A micrófono abierto (por un descuido) y con el desparpajo chulesco que le caracteriza, al conocerse los resultados de las elecciones del 21D en Cataluña, Carles Puigdemont dijo: “España tiene un pollo de cojones”. Se supone  --le falta finezza-- que quería decir que España tiene un lío, un problema, con el independentismo en Cataluña. Ciertamente, no se puede negar que los catalanes y el resto de los españoles tenemos un problema con el absurdo independentista y la intoxicación de la vida social y política que ello provoca.

Pero resulta que Puigdemont ha buscado y merecido tener, él mismo, “un pollo de cojones”. Su situación personal grava con aparatosa desmesura la escena política en Cataluña, y de rebote la de toda España. Todos pendientes de ese personajillo. Si los medios no otorgaran tanta portada a sus pequeñas cuitas, pronto caería en el olvido. Su caso no preocupa, como él presume, a 500 millones de europeos. Pretende con infantilismo político que todo gire en torno a él, incluso la idea misma de Europa: “De esta manera no nos interesa Europa”, acaba de lanzar a sus manifestantes en Estrasburgo.  

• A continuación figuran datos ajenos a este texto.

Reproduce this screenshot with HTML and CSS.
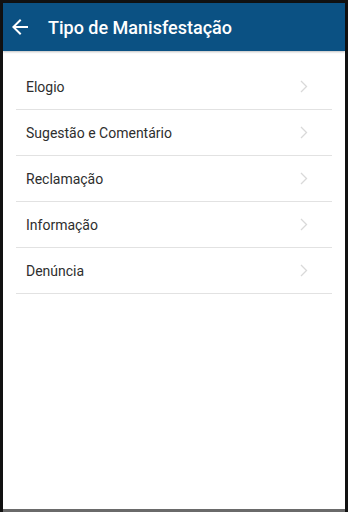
FILE: index.html
```html
<!DOCTYPE html>
<html lang="pt">
<head>
    <meta charset="UTF-8">
    <meta name="viewport" content="width=device-width, initial-scale=1.0">
    <title>Tipo de Manisfestação</title>
    <link rel="stylesheet" href="styles.css">
</head>
<body>
    <div class="screen">
        <div class="toolbar">
            <svg class="back-arrow" width="24" height="24" viewBox="0 0 24 24">
                <path d="M20 11H7.83l5.59-5.59L12 4l-8 8 8 8 1.41-1.41L7.83 13H20v-2z" fill="#fff"/>
            </svg>
            <div class="toolbar-title">Tipo de Manisfestação</div>
        </div>
        <ul class="list">
            <li class="list-item"><span>Elogio</span><svg class="chevron" width="8" height="13" viewBox="0 0 8 13"><path d="M1 1l5.5 5.5L1 12" fill="none" stroke="#d9d9d9" stroke-width="1.3"/></svg></li>
            <li class="list-item"><span>Sugestão e Comentário</span><svg class="chevron" width="8" height="13" viewBox="0 0 8 13"><path d="M1 1l5.5 5.5L1 12" fill="none" stroke="#d9d9d9" stroke-width="1.3"/></svg></li>
            <li class="list-item"><span>Reclamação</span><svg class="chevron" width="8" height="13" viewBox="0 0 8 13"><path d="M1 1l5.5 5.5L1 12" fill="none" stroke="#d9d9d9" stroke-width="1.3"/></svg></li>
            <li class="list-item"><span>Informação</span><svg class="chevron" width="8" height="13" viewBox="0 0 8 13"><path d="M1 1l5.5 5.5L1 12" fill="none" stroke="#d9d9d9" stroke-width="1.3"/></svg></li>
            <li class="list-item"><span>Denúncia</span><svg class="chevron" width="8" height="13" viewBox="0 0 8 13"><path d="M1 1l5.5 5.5L1 12" fill="none" stroke="#d9d9d9" stroke-width="1.3"/></svg></li>
        </ul>
    </div>
</body>
</html>
```

FILE: styles.css
```css
html, body {
    height: 100%;
}
body {
    margin: 0;
    font-family: Roboto, "Noto Sans", Arial, sans-serif;
    background-color: #111;
    box-sizing: border-box;
    padding: 3px 3px 0 3px;
}
.screen {
    height: 100%;
    box-sizing: border-box;
    background-color: #fff;
    border-bottom: 3px solid #6a6a6a;
    display: flex;
    flex-direction: column;
}
.toolbar {
    height: 48px;
    background-color: #0b5183;
    display: flex;
    align-items: center;
    padding-left: 5px;
    box-shadow: 0 1px 2px rgba(0, 0, 0, 0.25);
}
.back-arrow {
    margin-right: 16px;
}
.toolbar-title {
    color: #fff;
    font-size: 18px;
    font-weight: 500;
}
.list {
    list-style: none;
    margin: 0;
    padding: 13px 13px 0 13px;
}
.list-item {
    height: 45px;
    border-bottom: 1px solid #e2e2e2;
    display: flex;
    align-items: center;
    justify-content: space-between;
    padding: 0 24px 0 10px;
    font-size: 14px;
    color: #2e2e2e;
}
```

Dejando de lado la épica de cartón piedra del independentismo, Puigdemont no es un exiliado político; autocalificándose como tal ofende la memoria de los miles de españoles que tuvieron que exiliarse en 1939. Es, simplemente, un prófugo en el sentido más jurídico del término, un prófugo de la justicia. No lo ven así sus muchos y crédulos seguidores, pero los hechos, que desprecian o ignoran, están por encima de las emociones. Huyó escondido en el maletero de un coche después de haber convocado a los miembros de su gobierno para “mañana por la mañana, estar en los despachos”. Los que se quedaron o regresaron de la escapada se han sentado en el banquillo de los acusados. Él corretea juguetón por algunos países de Europa, escoltado por abogados de gama y minuta alta.

Por auto de fecha 03.11.2017, la Audiencia Nacional acordó su “busca y captura e ingreso en prisión, librando orden europea de detención y entrega con fines extradicionales, para el ejercicio de las acciones penales correspondientes”. La Orden de Detención Europea fue retirada al rechazarse la entrega del prófugo sólo por malversación, el delito que había apreciado el Tribunal del Land alemán de Schleswig-Holstein al calificar los hechos, excediéndose en sus funciones. La orden nacional de detención sigue en vigor, por lo que si Puigdemont pisa suelo español será detenido.  

El juez instructor de la Audiencia Nacional dictó auto de procesamiento el 21.05.2018 contra Puigdemont por los delitos de rebelión y malversación de caudales públicos; en paladino, Puigdemont se encuentra formalmente procesado y en situación de rebeldía. Esto es un drama personal --su drama--, pero que está condicionando absurdamente la política en Cataluña.

No puede volver a España, so pena de ser detenido, y no podrá hacerlo hasta la prescripción del delito de rebelión dentro de 20 años, en octubre de 2037. Puigdemont trata por todos los medios --aplicándose sin ningún pudor ni contención la perversa máxima “el fin justifica los medios”-- de “revertir” su situación procesal. Sólo podría hacerlo entregándose a la justicia o quedando a la espera de una más que improbable amnistía.

Los miembros de su gobierno procesados y enjuiciados lo tienen más claro. Habrá sentencia presumiblemente condenatoria por la gravedad de los hechos que se les imputan, pero cumplida la condena con los beneficios que puedan recabar, quedarán en libertad y no podrán ser juzgados por los mismos hechos según el principio “non bis in idem”, que se deduce del artículo 25 de nuestra Constitución. Pero cuidado, no gozarán de bula alguna. Por la autoría de nuevos hechos delictivos  --“Ho tornarem a fer” (Lo volveremos a hacer)-- podrían ser procesados y juzgados de nuevo.  

En el fondo, Carles Puigdemont debería envidiar la suerte procesal de Oriol Junqueras y de los otros miembros enjuiciados de su gobierno a los que engañó con su huida.